Actors Guild of Lexington is embarking on ambitious changes that its leaders say will make the theater's on-stage offerings more professional, diversify the kinds of shows it presents and move its offices to a hot new downtown development.
The theater's board of directors has approved moving forward with a contract with Actors Equity, the stage actors union. It is also moving its offices to the Distillery District, on Manchester Street, and hopes to launch an edgy, second-stage series in that area and a roving cabaret series.
"It's an important milestone," says Barry McNees, developer of the Distillery District. "To have an established group say, 'This looks promising, and we're going to take the risk of coming down there,' makes it easier for the next group to take that risk as well."
Actors Guild will move from its fourth-floor offices in the Downtown Arts Center on Main Street in June.
The theater's artistic director, Richard St. Peter, and managing director, Kim Shaw, say they hope the move will increase the visibility of their group, one of two professional theater groups in Lexington, and let it catch some of the energy from the emerging district.
"It will put us in people's consciousness in a different way," St. Peter said. "It will allow people to identify us."
In addition to moving offices and storage to the Distillery District, Actors Guild plans to launch a second-stage series of raw, more avant-garde works in a warehouse half a block from its offices. Also, Actors Guild plans to develop a cabaret series that will travel to area restaurants. The 26-year-old troupe plans to continue presenting its main-stage works at the Main Street theater, which it moved to in 2002.
"We're trying to maintain our Downtown Arts Center presence, but also explode ourselves and redefine people's notions of what the Actors Guild of Lexington experience is," St. Peter said.
A new Equity contract
In addition to physical repositioning, the theater is also negotiating to sign a "Small Professional Theatre" contract with Actors Equity, meaning that a certain percentage of the actors in next season's shows will be Equity members.
Actors Guild, which pays a stipend to all actors in its shows, has presented numerous shows over the past several years with actors working on guest artist Equity contracts.
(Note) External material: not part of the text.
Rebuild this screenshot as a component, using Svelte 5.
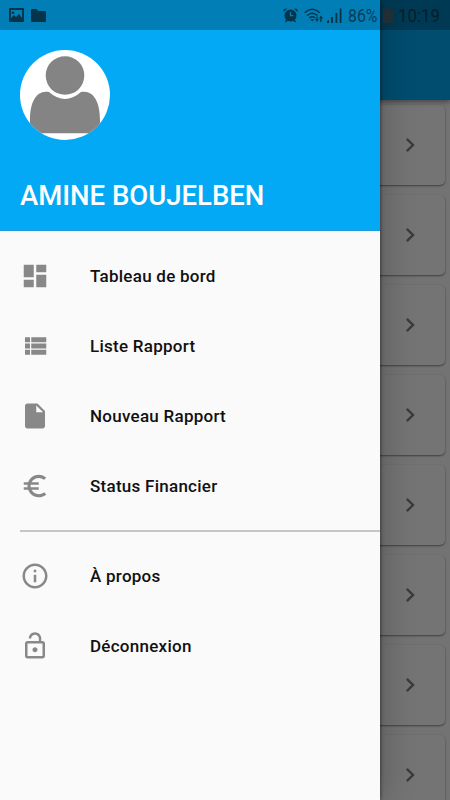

Lexington Children's Theatre also pays its actors.
But the move will establish Actors Guild as the first Equity theater in Lexington since Diners' Playhouse, which closed in 1982.
The contract will begin with a modest percentage of actors and weekly pay for them. Shaw said the understanding is that the theater will increase its percentage and pay as the years go by.
"We are supportive of anything that helps strengthen their programming," said Jim Clark, president and CEO of LexArts, the umbrella arts group in Lexington. "Equity would help differentiate them from the several very strong community theaters we have in the area."
'Calculated risk'
That said, Clark called Actors Guild's new game plan a "calculated risk." St. Peter and Shaw agreed.
Actors Guild has struggled financially recently. At the beginning of the year, the group modified its season to cut costs, and cash-flow problems have put the theater behind in paying some bills, including rent and personnel pay.
St. Peter said, "It has been as tough a year as we have ever had."
But he added that Shaw — a Lexington native who holds a master of fine arts degree from Columbia University and joined Actors Guild after working as the assistant director of the Richardson Auditorium at Princeton University — said that retreating and hunkering down was the wrong thing to do in a crisis.
One of the major concerns about Actors Guild has been an over-dependence on box-office income and contributions from LexArts and other funding entities.
"All of this is wonderful because it takes responsibility off the main stage to be all things to all people," Shaw said. "We can do other things people want Actors Guild to do and form new streams of revenue.
"It gives people things to believe in, that we are moving forward and growing."
To manage its new offerings, Actors Guild is embarking on a new ticketing system that will first be available for the summer revival of Bad Dates and subUrbia, a co-production with the youth troupe Apprentice Players.
And though it was a rough year, St. Peter says it ended on high notes, including hit productions of Bad Dates and the world premiere of Silas House's Long Time Traveling. The theater also received $10,000 as a beneficiary of the Beaux Arts Ball.
Clark says those things are good, but Actors Guild must get on firmer financial footing so it is not dependent on good fortune.
Shaw says that several of the moves the theater is making will save money. That includes the Equity contract, which, if Actors Guild gets the terms it wants, will be less expensive than the guest artist system.
And if the road does get bumpy, McNees says, he is prepared to be an understanding landlord.
"With nearly everyone we're working with, there are flexible terms involved," he said. "In the big picture, we are for profit. But in the big picture and small term, we are for Lexington.
McNees says cultural offerings are essential to establishing a creative community. "We believe in the arts and we believe in Actors Guild."